COLLECTED DATA »
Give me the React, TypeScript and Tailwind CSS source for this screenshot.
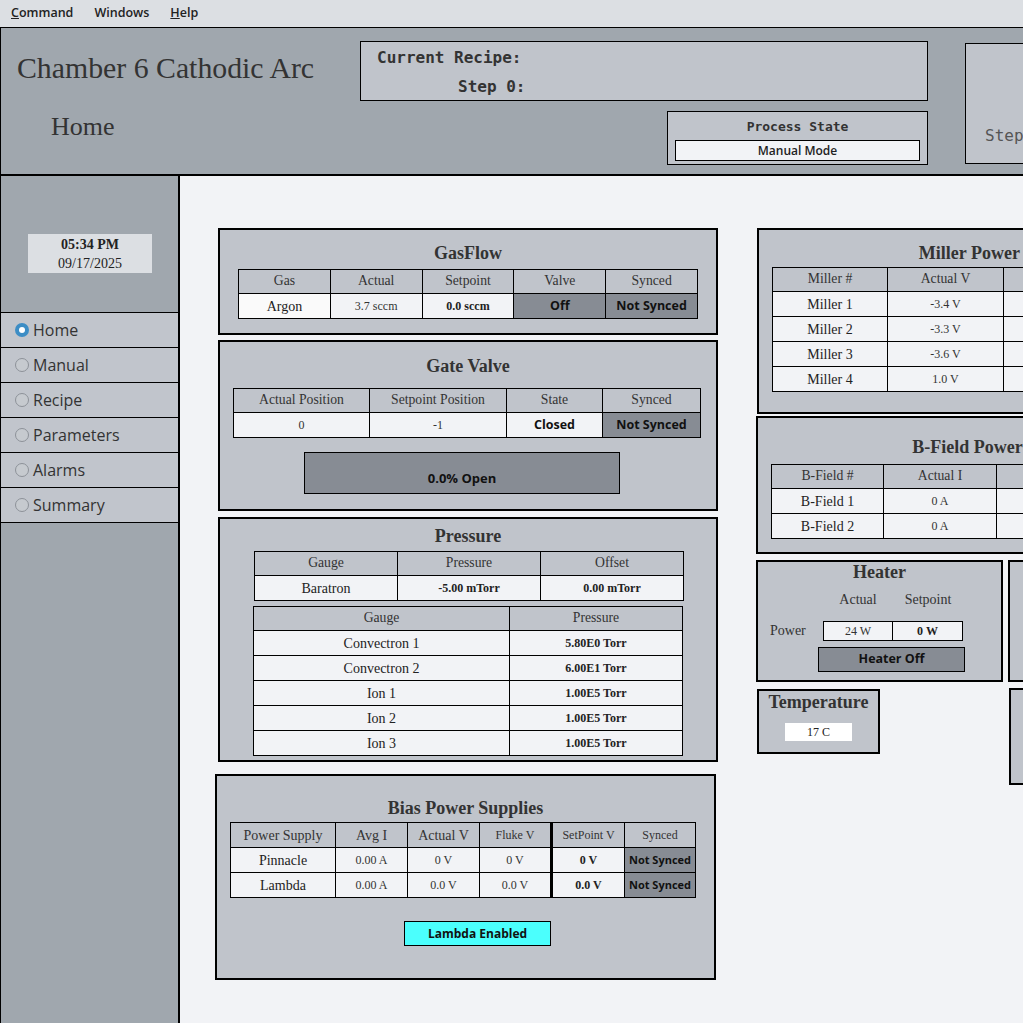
import React from "react";

const serif = "font-['Liberation_Serif',serif]";
const th = "border border-black text-center font-normal text-[13.7px] text-[#333] font-['Liberation_Serif',serif] h-[24px] p-0";
const tdName = "border border-black text-center text-[14px] text-[#222] font-['Liberation_Serif',serif] bg-[#f2f3f6] h-[25px] p-0";
const tdVal = "border border-black text-center text-[12px] text-[#333] font-['Liberation_Serif',serif] bg-[#f2f3f6] h-[25px] p-0";
const tdBold = "border border-black text-center text-[12px] font-bold text-[#222] font-['Liberation_Serif',serif] bg-[#f2f3f6] h-[25px] p-0";
const tdDark = "border border-black text-center text-[12.5px] font-bold text-[#111] font-['Open_Sans',sans-serif] bg-[#878c94] h-[25px] p-0";
const tdSans = "border border-black text-center text-[12.5px] font-bold text-[#111] font-['Open_Sans',sans-serif] bg-[#f2f3f6] h-[25px] p-0";
const panel = "border-2 border-black bg-[#c0c4cb] box-border shrink-0";
const title = "text-center text-[18px] leading-[22px] font-bold text-[#333] font-['Liberation_Serif',serif]";

function Radio({ on }: { on?: boolean }) {
  return on ? (
    <span className="w-[14px] h-[14px] rounded-full bg-[#3c8dc5] flex items-center justify-center shrink-0">
      <span className="w-[6px] h-[6px] rounded-full bg-white" />
    </span>
  ) : (
    <span className="w-[14px] h-[14px] rounded-full bg-[#c6cacf] border border-[#8d9299] shrink-0" />
  );
}

const navItems = ["Home", "Manual", "Recipe", "Parameters", "Alarms", "Summary"];

export default function App() {
  return (
    <div className="w-[1023px] h-[1023px] overflow-hidden bg-[#f2f3f6] flex flex-col">
      {/* Menu bar */}
      <div className="h-[28px] shrink-0 bg-[#dcdfe3] border-b border-black flex items-center pl-[11px] gap-[21px] font-['Open_Sans',sans-serif] text-[12.5px] font-semibold text-[#222]">
        <span><span className="underline">C</span>ommand</span>
        <span>Windows</span>
        <span><span className="underline">H</span>elp</span>
      </div>

      {/* Header */}
      <div className="h-[148px] shrink-0 w-[1300px] bg-[#a0a7ae] border-l border-black border-b-2 box-border flex">
        <div className="w-[359px] shrink-0 flex flex-col">
          <div className={`${serif} text-[29.8px] leading-[34px] text-[#333] pl-[16px] pt-[23px]`}>Chamber 6 Cathodic Arc</div>
          <div className={`${serif} text-[26px] leading-[30px] text-[#333] pl-[50px] mt-[27px]`}>Home</div>
        </div>
        <div className="w-[568px] shrink-0 flex flex-col items-end">
          <div className="mt-[13px] w-[568px] h-[60px] border border-black bg-[#c0c4cb] box-border font-['DejaVu_Sans_Mono',monospace] font-bold text-[16px] text-[#333] leading-[29px] pt-[1px]">
            <div className="pl-[16px]">Current Recipe:</div>
            <div className="pl-[97px]">Step 0:</div>
          </div>
          <div className="mt-[10px] w-[261px] h-[54px] border border-black bg-[#c0c4cb] box-border flex flex-col items-center pt-[6px]">
            <div className="font-['DejaVu_Sans_Mono',monospace] font-bold text-[13px] leading-[18px] text-[#333]">Process State</div>
            <div className="mt-[4px] w-[245px] h-[21px] border border-black bg-[#f2f3f6] box-border flex items-center justify-center font-['Open_Sans',sans-serif] font-semibold text-[12px] text-[#222]">Manual Mode</div>
          </div>
        </div>
        <div className="ml-[37px] mt-[15px] w-[220px] h-[121px] border border-black bg-[#c0c4cb] box-border flex flex-col justify-end pb-[17px] pl-[19px]">
          <div className="font-['DejaVu_Sans_Mono',monospace] text-[16px] leading-[20px] text-[#555]">Step Time:</div>
        </div>
      </div>

      {/* Body */}
      <div className="flex flex-1 min-h-0">
        {/* Sidebar */}
        <div className="w-[180px] shrink-0 bg-[#a0a7ae] border-l border-r-2 border-black box-border flex flex-col">
          <div className={`mt-[58px] ml-[27px] w-[124px] h-[39px] bg-[#dcdfe3] flex flex-col items-center justify-center ${serif} text-[14px] leading-[19px] text-[#222]`}>
            <div className="font-bold">05:34 PM</div>
            <div>09/17/2025</div>
          </div>
          <div className="mt-[39px] flex flex-col border-b border-black">
            {navItems.map((n, i) => (
              <div key={n} className="h-[35px] border-t border-black bg-[#c1c5cc] flex items-center pl-[14px] gap-[4px] font-['Open_Sans',sans-serif] text-[16px] text-[#333]">
                <Radio on={i === 0} />
                <span>{n}</span>
              </div>
            ))}
          </div>
        </div>

        {/* Main */}
        <div className="flex pt-[52px] pl-[38px] min-w-0">
          {/* Left column */}
          <div className="w-[500px] shrink-0 flex flex-col">
            {/* GasFlow */}
            <div className={`${panel} w-[500px] h-[107px] pt-[12px]`}>
              <div className={`${title} mb-[5px]`}>GasFlow</div>
              <table className="mx-auto w-[460px] table-fixed border-collapse">
                <tbody>
                  <tr>
                    <td className={th}>Gas</td>
                    <td className={th}>Actual</td>
                    <td className={th}>Setpoint</td>
                    <td className={th}>Valve</td>
                    <td className={th}>Synced</td>
                  </tr>
                  <tr>
                    <td className="border border-black text-center text-[14px] text-[#222] font-['Liberation_Serif',serif] bg-[#fafafa] h-[25px] p-0">Argon</td>
                    <td className={tdVal}>3.7 sccm</td>
                    <td className={tdBold}>0.0 sccm</td>
                    <td className={tdDark}>Off</td>
                    <td className={tdDark}>Not Synced</td>
                  </tr>
                </tbody>
              </table>
            </div>

            {/* Gate Valve */}
            <div className={`${panel} w-[500px] h-[171px] mt-[5px] pt-[13px]`}>
              <div className={`${title} mb-[11px]`}>Gate Valve</div>
              <table className="ml-[13px] w-[467px] table-fixed border-collapse">
                <colgroup>
                  <col className="w-[136px]" />
                  <col className="w-[137px]" />
                  <col className="w-[96px]" />
                  <col className="w-[98px]" />
                </colgroup>
                <tbody>
                  <tr>
                    <td className={th}>Actual Position</td>
                    <td className={th}>Setpoint Position</td>
                    <td className={th}>State</td>
                    <td className={th}>Synced</td>
                  </tr>
                  <tr>
                    <td className={tdVal}>0</td>
                    <td className={tdVal}>-1</td>
                    <td className={tdSans}>Closed</td>
                    <td className={tdDark}>Not Synced</td>
                  </tr>
                </tbody>
              </table>
              <div className="ml-[84px] mt-[14px] w-[316px] h-[42px] border border-black bg-[#878c94] box-border flex items-end justify-center pb-[5px] font-['Open_Sans',sans-serif] font-bold text-[13px] text-[#111]">0.0% Open</div>
            </div>

            {/* Pressure */}
            <div className={`${panel} w-[500px] h-[245px] mt-[6px] pt-[6px]`}>
              <div className={`${title} mb-[4px]`}>Pressure</div>
              <table className="ml-[34px] w-[430px] table-fixed border-collapse">
                <tbody>
                  <tr>
                    <td className={th}>Gauge</td>
                    <td className={th}>Pressure</td>
                    <td className={th}>Offset</td>
                  </tr>
                  <tr>
                    <td className={tdName}>Baratron</td>
                    <td className={tdBold}>-5.00 mTorr</td>
                    <td className={tdBold}>0.00 mTorr</td>
                  </tr>
                </tbody>
              </table>
              <table className="ml-[33px] mt-[5px] w-[429px] table-fixed border-collapse">
                <colgroup>
                  <col className="w-[256px]" />
                  <col className="w-[173px]" />
                </colgroup>
                <tbody>
                  <tr>
                    <td className={th}>Gauge</td>
                    <td className={th}>Pressure</td>
                  </tr>
                  {[
                    ["Convectron 1", "5.80E0 Torr"],
                    ["Convectron 2", "6.00E1 Torr"],
                    ["Ion 1", "1.00E5 Torr"],
                    ["Ion 2", "1.00E5 Torr"],
                    ["Ion 3", "1.00E5 Torr"],
                  ].map(([g, p]) => (
                    <tr key={g}>
                      <td className={tdName}>{g}</td>
                      <td className={tdBold}>{p}</td>
                    </tr>
                  ))}
                </tbody>
              </table>
            </div>

            {/* Bias Power Supplies */}
            <div className={`${panel} w-[501px] h-[206px] mt-[12px] ml-[-3px] pt-[21px]`}>
              <div className={`${title} mb-[3px]`}>Bias Power Supplies</div>
              <table className="ml-[13px] w-[465px] table-fixed border-collapse">
                <colgroup>
                  <col className="w-[105px]" />
                  <col className="w-[72px]" />
                  <col className="w-[72px]" />
                  <col className="w-[72px]" />
                  <col className="w-[73px]" />
                  <col className="w-[71px]" />
                </colgroup>
                <tbody>
                  <tr>
                    <td className="border border-black text-center text-[14px] text-[#333] font-['Liberation_Serif',serif] h-[25px] p-0">Power Supply</td>
                    <td className="border border-black text-center text-[14px] text-[#333] font-['Liberation_Serif',serif] h-[25px] p-0">Avg I</td>
                    <td className="border border-black text-center text-[14px] text-[#333] font-['Liberation_Serif',serif] h-[25px] p-0">Actual V</td>
                    <td className="border border-black text-center text-[12px] text-[#333] font-['Liberation_Serif',serif] h-[25px] p-0">Fluke V</td>
                    <td className="border border-black border-l-[3px] border-l-black text-center text-[12px] text-[#333] font-['Liberation_Serif',serif] h-[25px] p-0">SetPoint V</td>
                    <td className="border border-black text-center text-[12px] text-[#333] font-['Liberation_Serif',serif] h-[25px] p-0">Synced</td>
                  </tr>
                  <tr>
                    <td className={tdName}>Pinnacle</td>
                    <td className={tdVal}>0.00 A</td>
                    <td className={tdVal}>0 V</td>
                    <td className={tdVal}>0 V</td>
                    <td className="border border-black border-l-[3px] border-l-black text-center text-[12px] font-bold text-[#222] font-['Liberation_Serif',serif] bg-[#f2f3f6] h-[25px] p-0">0 V</td>
                    <td className="border border-black text-center text-[11px] font-bold text-[#111] font-['Open_Sans',sans-serif] bg-[#878c94] h-[24px] p-0">Not Synced</td>
                  </tr>
                  <tr>
                    <td className={tdName}>Lambda</td>
                    <td className={tdVal}>0.00 A</td>
                    <td className={tdVal}>0.0 V</td>
                    <td className={tdVal}>0.0 V</td>
                    <td className="border border-black border-l-[3px] border-l-black text-center text-[12px] font-bold text-[#222] font-['Liberation_Serif',serif] bg-[#f2f3f6] h-[25px] p-0">0.0 V</td>
                    <td className="border border-black text-center text-[11px] font-bold text-[#111] font-['Open_Sans',sans-serif] bg-[#878c94] h-[24px] p-0">Not Synced</td>
                  </tr>
                </tbody>
              </table>
              <div className="ml-[187px] mt-[23px] w-[147px] h-[25px] border border-black bg-[#4bfffd] box-border flex items-center justify-center font-['Open_Sans',sans-serif] font-bold text-[12px] text-[#111]">Lambda Enabled</div>
            </div>
          </div>

          {/* Right column */}
          <div className="ml-[39px] w-[520px] shrink-0 flex flex-col">
            {/* Miller */}
            <div className={`${panel} w-[494px] h-[186px] pt-[12px]`}>
              <div className={`${title} mb-[3px]`}>Miller Power Supplies</div>
              <table className="ml-[13px] w-[464px] table-fixed border-collapse">
                <colgroup>
                  <col className="w-[115px]" />
                  <col className="w-[116px]" />
                  <col className="w-[116px]" />
                  <col className="w-[117px]" />
                </colgroup>
                <tbody>
                  <tr>
                    <td className={th}>Miller #</td>
                    <td className={th}>Actual V</td>
                    <td className={th}>Setpoint V</td>
                    <td className={th}>Synced</td>
                  </tr>
                  {[
                    ["Miller 1", "-3.4 V"],
                    ["Miller 2", "-3.3 V"],
                    ["Miller 3", "-3.6 V"],
                    ["Miller 4", "1.0 V"],
                  ].map(([m, v]) => (
                    <tr key={m}>
                      <td className={tdName}>{m}</td>
                      <td className={tdVal}>{v}</td>
                      <td className={tdBold}>0.0 V</td>
                      <td className={tdDark}>Not Synced</td>
                    </tr>
                  ))}
                </tbody>
              </table>
            </div>

            {/* B-Field */}
            <div className={`${panel} w-[492px] h-[138px] mt-[2px] ml-[-1px] pt-[18px]`}>
              <div className={`${title} mb-[6px]`}>B-Field Power Supplies</div>
              <table className="ml-[13px] w-[452px] table-fixed border-collapse">
                <colgroup>
                  <col className="w-[112px]" />
                  <col className="w-[113px]" />
                  <col className="w-[113px]" />
                  <col className="w-[114px]" />
                </colgroup>
                <tbody>
                  <tr>
                    <td className={th}>B-Field #</td>
                    <td className={th}>Actual I</td>
                    <td className={th}>Setpoint I</td>
                    <td className={th}>Synced</td>
                  </tr>
                  {["B-Field 1", "B-Field 2"].map((b) => (
                    <tr key={b}>
                      <td className={tdName}>{b}</td>
                      <td className={tdVal}>0 A</td>
                      <td className={tdBold}>0 A</td>
                      <td className={tdDark}>Not Synced</td>
                    </tr>
                  ))}
                </tbody>
              </table>
            </div>

            {/* Heater row */}
            <div className="flex mt-[6px] ml-[-1px] gap-[5px]">
              <div className={`${panel} w-[247px] h-[122px]`}>
                <div className="text-center text-[18px] leading-[20px] font-bold text-[#333] font-['Liberation_Serif',serif]">Heater</div>
                <div className={`flex ml-[65px] mt-[8px] ${serif} text-[14px] leading-[20px] text-[#333]`}>
                  <div className="w-[70px] text-center">Actual</div>
                  <div className="w-[70px] text-center">Setpoint</div>
                </div>
                <div className="flex items-center mt-[10px]">
                  <div className={`w-[65px] pl-[12px] ${serif} text-[14px] text-[#333]`}>Power</div>
                  <div className="flex h-[20px] border border-black box-border bg-[#f2f3f6]">
                    <div className={`w-[69px] border-r border-black flex items-center justify-center ${serif} text-[12px] text-[#333]`}>24 W</div>
                    <div className={`w-[69px] flex items-center justify-center ${serif} text-[12px] font-bold text-[#222]`}>0 W</div>
                  </div>
                </div>
                <div className="ml-[60px] mt-[6px] w-[147px] h-[25px] border border-black bg-[#878c94] box-border flex items-center justify-center font-['Open_Sans',sans-serif] font-bold text-[12.5px] text-[#111]">Heater Off</div>
              </div>
              <div className={`${panel} w-[240px] h-[122px]`} />
            </div>

            {/* Temperature row */}
            <div className="flex ml-[-1px] gap-[129px]">
              <div className={`${panel} w-[123px] h-[65px] mt-[7px] ml-[1px]`}>
                <div className="text-center text-[18px] leading-[22px] font-bold text-[#333] font-['Liberation_Serif',serif]">Temperature</div>
                <div className={`mx-auto mt-[10px] w-[67px] h-[18px] bg-white flex items-center justify-center ${serif} text-[12px] text-[#222]`}>17 C</div>
              </div>
              <div className={`${panel} w-[240px] h-[97px] mt-[6px]`} />
            </div>
          </div>
        </div>
      </div>
    </div>
  );
}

PROBLEM TO SOLVE » Copy nothing but the lines from the top of the data down to the line containing "import React from", and leave the pictures out.

RESPONSE »
Give me the React, TypeScript and Tailwind CSS source for this screenshot.
import React from "react";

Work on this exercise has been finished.